As I am sure my noble friend is aware, the provisions in the Levelling-up and Regeneration Act 2023, which are the subject of Amendment 182 from the noble Lord, Lord Parkinson, seek to introduce the term “enhancing” into heritage legislation. My noble friend Lady Taylor has met with the heritage organisations and the DCMS once in the past, and we are committed to meeting them again before Report.
I now turn to Amendments 182 and 183, which both seek to commence provisions in the 2023 Act. I reassure the Committee that the Government have not forgotten about these provisions. We are continuing to consider our approach to heritage planning policy in the context of the wider planning reforms, including further revisions to the National Planning Policy Framework.
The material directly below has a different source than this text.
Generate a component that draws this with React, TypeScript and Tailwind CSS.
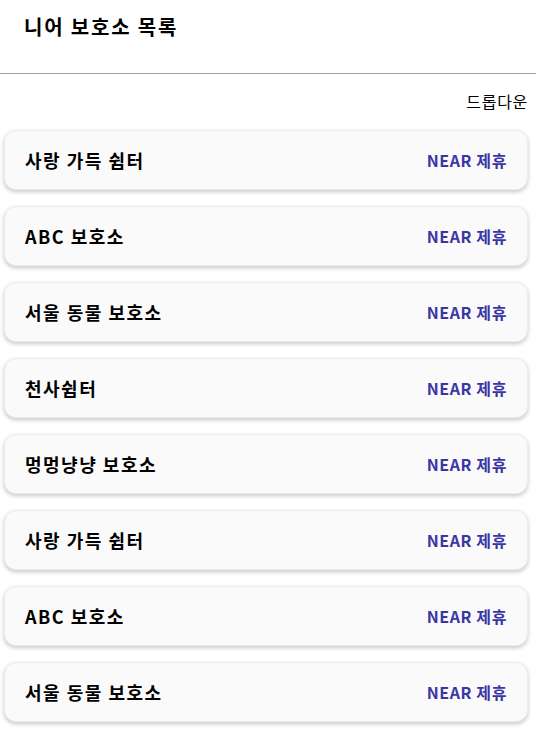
const shelters = [
  "사랑 가득 쉼터",
  "ABC 보호소",
  "서울 동물 보호소",
  "천사쉼터",
  "멍멍냥냥 보호소",
  "사랑 가득 쉼터",
  "ABC 보호소",
  "서울 동물 보호소",
];

function ShelterCard({ name }: { name: string }) {
  return (
    <div className="flex items-center justify-between h-[60px] px-5 rounded-xl bg-[#fafafa] border border-[#ececec] shadow-[0_2px_4px_rgba(0,0,0,0.22)]">
      <span className="text-[18px] font-bold tracking-[1.5px] text-black">{name}</span>
      <span className="text-[16px] font-semibold tracking-[0.6px] text-[#3a35a6]">NEAR 제휴</span>
    </div>
  );
}

export default function App() {
  return (
    <div className="min-h-[729px] bg-white text-black font-['Noto_Sans_CJK_KR','Noto_Sans',sans-serif]">
      {/* Header */}
      <div className="h-[74px] border-b border-[#a0a0a0] px-6 pt-[12px]">
        <h1 className="text-[20px] leading-[30px] font-bold tracking-[1.8px]">니어 보호소 목록</h1>
      </div>

      {/* Dropdown */}
      <div className="flex justify-end pr-2 mt-4 h-[22px] text-[16px] leading-[22px] tracking-[0.7px]">
        드롭다운
      </div>

      {/* List */}
      <div className="flex flex-col gap-4 pl-1 pr-2 mt-[18px] pb-2">
        {shelters.map((s, i) => (
          <ShelterCard key={i} name={s} />
        ))}
      </div>
    </div>
  );
}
We will keep implementation of the 2023 Act heritage measures under review as part of that work.
Finally, I turn to Amendment 185C, also tabled by the noble Lord, Lord Parkinson, which would make national listed building consent orders subject to the negative procedure. My noble friend Lady Andrews, especially, but perhaps also other long-serving Members, will recall that it was the intention of Parliament that national listed building consent orders be subject to the affirmative procedure. This was largely in response to concerns raised about the power and breadth of discretion given to the Secretary of State.
The noble Baroness commented during the debates on the 2013 Act:
“There is concern that a general national class consent order, saying something about the works that could be done to listed buildings without consent, could not conceivably be so sensitive that it did not have some perverse or damaging consequences”.—[Official Report, 14/11/12; col. 1545.]
Therefore, we need to be very cautious about changing the procedure to the negative procedure without significant engagement with the heritage sector and others. With these explanations, I hope that noble Lords will withdraw or not move their amendments.